Alistair Darling, former U.K. finance minister, said that “one of the reasons that the global economy recovered 10 years ago was because of international cooperation. We all did the same thing - from Communist China to Republican-led United States. International cooperation at the moment is in something of short supply.”
The world economy is increasingly looking like it will fall into recession, with Europe and Japan almost certain to see a big economic contraction the first half of this year. The U.S. is facing a steep slowdown and China’s growth is forecast as low as 1% at the start of the year, the weakest in decades, from 6% previously.
Tristen Naylor, a fellow in international relations at the London School of Economics and deputy director of the G-20 Research Group, said global leaders are missing the chance to use the G-20 as an instrument designed to help deal with global crises.
“There hasn’t been any sort of push for global coordination on this, despite the G-20 having been set up for a decade ostensibly with this very purpose, of being positioned to deal with a global crisis,” he said.
During the global financial crisis “the speed with which they came together is wholeheartedly different from what is happening now, and I think that tells us something about the state of global governance.” It’s not just Trump and his America First approach, he said, but part of a broad trend toward national approaches.
To compare the speed between then and now, the World Health Organization declared a global health emergency on Jan. 30, six weeks ago, and the Dow Jones began its plunge Feb. 24, three weeks ago.
In 2008, Lehman went bankrupt on Sept. 15, deepening a crisis that was already under way. Three weeks later, on Oct. 7, then-President George W. Bush and British Prime Minister Gordon Brown were talking about convening 20 leaders representing most of the global economy. The day after, major central banks cut interest rates.
The heads of state and government of the Group of 20 met Nov. 14-15 and twice after that; a year later they were were confident enough to say that an economic recovery was under way.

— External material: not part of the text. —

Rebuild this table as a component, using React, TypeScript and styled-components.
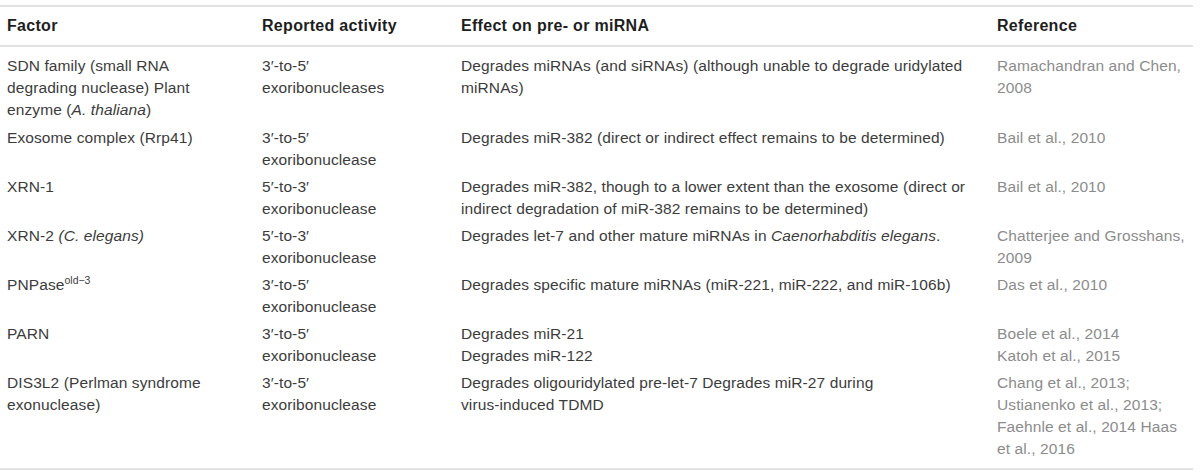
import React from "react";
import styled, { createGlobalStyle } from "styled-components";

const GlobalStyle = createGlobalStyle`
  html, body { margin: 0; padding: 0; background: #ffffff; }
  body { font-family: "Liberation Sans", Arial, sans-serif; }
  *, *::before, *::after { box-sizing: border-box; }
`;

const Wrapper = styled.div`
  width: 1193px;
  padding-top: 5px;
`;

const Table = styled.table`
  width: 1193px;
  border-collapse: collapse;
  table-layout: fixed;
  border-top: 2px solid #e2e2e2;
  border-bottom: 2px solid #e2e2e2;
  font-size: 15.5px;
  letter-spacing: 0.1px;
  line-height: 22px;
`;

const HeadCell = styled.th<{ $w: number }>`
  width: ${(p) => p.$w}px;
  text-align: left;
  font-weight: bold;
  font-size: 16px;
  letter-spacing: 0.3px;
  color: #1e1e1e;
  padding: 8px 10px 8px 7px;
  border-bottom: 2px solid #e2e2e2;
  vertical-align: middle;
`;

const Row = styled.tr<{ $first?: boolean; $last?: boolean }>`
  & > td {
    padding-top: ${(p) => (p.$first ? 8 : 3)}px;
    padding-bottom: ${(p) => (p.$last ? 8 : p.$first ? 3 : 2)}px;
  }
`;

const Cell = styled.td<{ $pr?: number; $muted?: boolean }>`
  vertical-align: top;
  padding-left: 7px;
  padding-right: ${(p) => p.$pr ?? 20}px;
  color: ${(p) => (p.$muted ? "#8c8c8c" : "#3c3c3c")};
`;

const Line = styled.span`
  display: block;
`;

const NoWrap = styled.span`
  white-space: nowrap;
`;

const Sup = styled.sup`
  font-size: 10.5px;
  line-height: 0;
  vertical-align: 6px;
  letter-spacing: 0;
`;

type R = {
  factor: React.ReactNode;
  activity: React.ReactNode;
  effect: React.ReactNode;
  reference: React.ReactNode;
};

const rows: R[] = [
  {
    factor: (
      <>
        SDN family (small RNA degrading nuclease) Plant enzyme (<i>A. thaliana</i>)
      </>
    ),
    activity: "3′-to-5′ exoribonucleases",
    effect:
      "Degrades miRNAs (and siRNAs) (although unable to degrade uridylated miRNAs)",
    reference: "Ramachandran and Chen, 2008",
  },
  {
    factor: "Exosome complex (Rrp41)",
    activity: "3′-to-5′ exoribonuclease",
    effect:
      "Degrades miR-382 (direct or indirect effect remains to be determined)",
    reference: "Bail et al., 2010",
  },
  {
    factor: "XRN-1",
    activity: "5′-to-3′ exoribonuclease",
    effect:
      "Degrades miR-382, though to a lower extent than the exosome (direct or indirect degradation of miR-382 remains to be determined)",
    reference: "Bail et al., 2010",
  },
  {
    factor: (
      <>
        XRN-2 <i>(C. elegans)</i>
      </>
    ),
    activity: "5′-to-3′ exoribonuclease",
    effect: (
      <>
        Degrades let-7 and other mature miRNAs in <i>Caenorhabditis elegans</i>.
      </>
    ),
    reference: "Chatterjee and Grosshans, 2009",
  },
  {
    factor: (
      <>
        PNPase<Sup>old−3</Sup>
      </>
    ),
    activity: "3′-to-5′ exoribonuclease",
    effect:
      "Degrades specific mature miRNAs (miR-221, miR-222, and miR-106b)",
    reference: "Das et al., 2010",
  },
  {
    factor: "PARN",
    activity: "3′-to-5′ exoribonuclease",
    effect: (
      <>
        <Line>Degrades miR-21</Line>
        <Line>Degrades miR-122</Line>
      </>
    ),
    reference: (
      <>
        <Line>Boele et al., 2014</Line>
        <Line>Katoh et al., 2015</Line>
      </>
    ),
  },
  {
    factor: "DIS3L2 (Perlman syndrome exonuclease)",
    activity: "3′-to-5′ exoribonuclease",
    effect: (
      <>
        Degrades oligouridylated pre-let-7 Degrades miR-27 during{" "}
        <NoWrap>virus-induced</NoWrap> TDMD
      </>
    ),
    reference:
      "Chang et al., 2013; Ustianenko et al., 2013; Faehnle et al., 2014 Haas et al., 2016",
  },
];

const widths = [255, 199, 536, 203];

export default function App() {
  return (
    <>
      <GlobalStyle />
      <Wrapper>
        <Table>
          <thead>
            <tr>
              <HeadCell $w={widths[0]}>Factor</HeadCell>
              <HeadCell $w={widths[1]}>Reported activity</HeadCell>
              <HeadCell $w={widths[2]}>Effect on pre- or miRNA</HeadCell>
              <HeadCell $w={widths[3]}>Reference</HeadCell>
            </tr>
          </thead>
          <tbody>
            {rows.map((r, i) => (
              <Row key={i} $first={i === 0} $last={i === rows.length - 1}>
                <Cell $pr={33}>{r.factor}</Cell>
                <Cell $pr={60}>{r.activity}</Cell>
                <Cell $pr={21}>{r.effect}</Cell>
                <Cell $pr={1} $muted>
                  {r.reference}
                </Cell>
              </Row>
            ))}
          </tbody>
        </Table>
      </Wrapper>
    </>
  );
}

Lack of coordination doesn’t mean nothing is being done. But it means that the measures may lose some of their impact.
Barry Eichengreen, an economist and historian at the University of California, Berkeley, wrote in Worth magazine “that the Fed’s failure to coordinate its rate cut with other major central banks sent a negative signal about the coherence of the response.”
He described the latest G-7 finance officials statement vowing use of “all appropriate policy tools” as “a nothingburger.”
It remains the case that monetary and fiscal policy may have limited effect against a medical crisis, since they cannot re-open businesses closed to prevent the virus’ spread. But, Eichengreen noted, coordinated government support for the economy has a stronger effect since some spending “leaks” to foreign imports. Doing it together means all sides are boosted together.
“In an ideal world, policy makers would maximise the confidence impact and efficacy of their measures by announcing all of them fast and jointly,” said Holger Schmieding, chief economist at Berenberg private bank. “Alas, we will never live in an ideal world. The responses will continue to come out in a piecemeal fashion.”
“However, that should not obscure the fact that the various initiatives add up to an unprecedented and unusually fast response around major parts of the globe.”
Admittedly, the economic policy response is still taking shape. The G-20 finance ministers and central bankers will have a chance to take up the crisis at three meetings this year ahead of the leaders’ summit in November in Riyadh, Saudi Arabia. So far, however, leaders may be working along the same lines, but not in unison.
Naylor from the London School of Economics said: “We haven’t seen a single sitting head of state or government say: ‘We have an instrument to coordinate this response, let’s use it.’ And that is significant. That is striking.”